Learning What to Remember: Adaptive Probabilistic Memory Retention for Memory-Efficient Language Models
S M Rafiuddin, Muntaha Nujat Khan
TL;DR
This work tackles the memory bottleneck of Transformer long-context processing by introducing Adaptive Retention, a layer-wise probabilistic token selection mechanism that operates under a global memory budget $M$ without changing core attention. Tokens are retained via Bernoulli gates with a context-aware scoring function and trained through a variational Hard-Concrete relaxation, while inference enforces a top-$M$ rule to bound active tokens. Across six benchmarks, Adaptive Retention nearly matches full-sequence performance at 30-50% token retention, achieving substantial memory savings (~35-45%) and throughput gains (up to $1.8\times$) while remaining architecture-agnostic.
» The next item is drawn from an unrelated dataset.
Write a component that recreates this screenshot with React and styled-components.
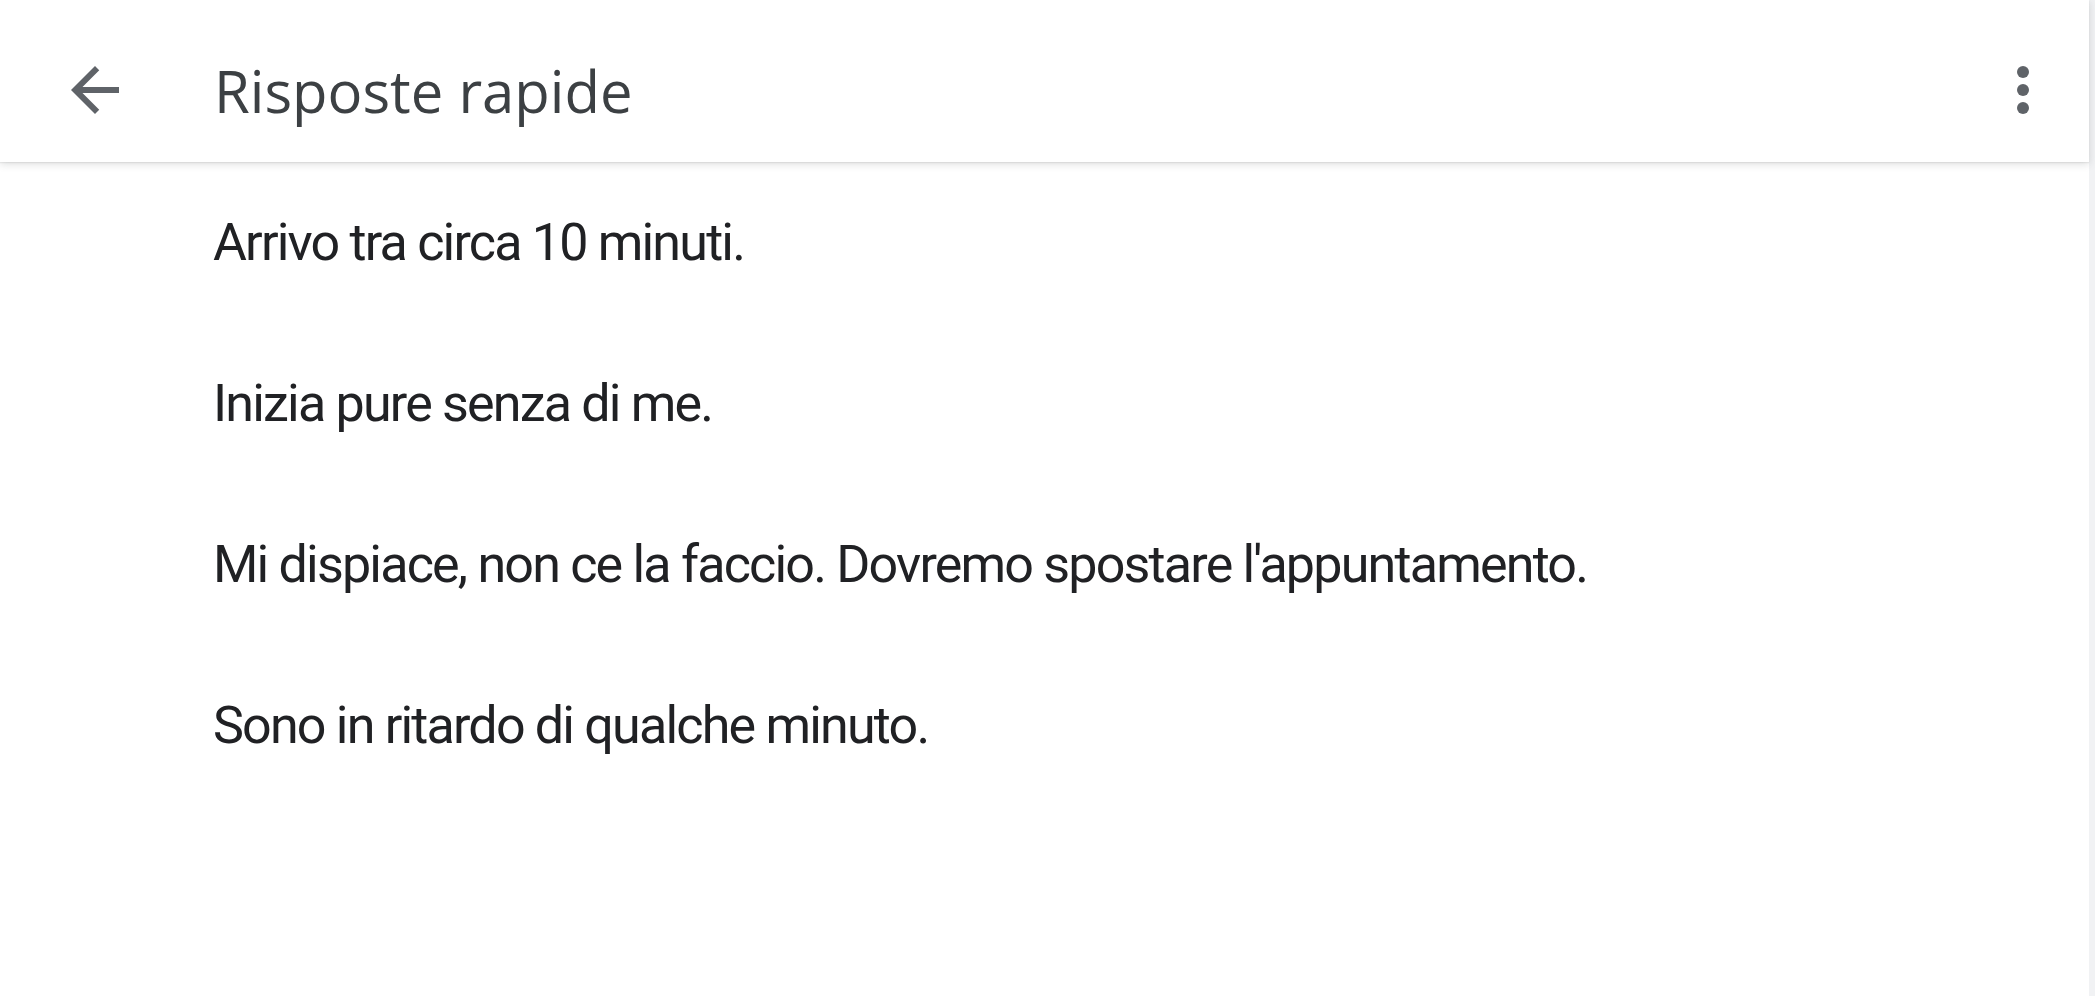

The method demonstrates practical long-context efficiency for encoder-based tasks and lays groundwork for future extensions to autoregressive decoding and larger-scale models.
Abstract
Transformer attention scales quadratically with sequence length O(n^2), limiting long-context use. We propose Adaptive Retention, a probabilistic, layer-wise token selection mechanism that learns which representations to keep under a strict global budget M. Retention is modeled with Bernoulli gates trained via a Hard-Concrete/variational relaxation and enforced with a simple top-M rule at inference, making the method differentiable and drop-in for standard encoders. Across classification, extractive QA, and long-document summarization, keeping only 30-50% of tokens preserves >= 95% of full-model performance while cutting peak memory by ~35-45% and improving throughput by up to ~1.8x. This architecture-agnostic approach delivers practical long-context efficiency without modifying base attention or task heads.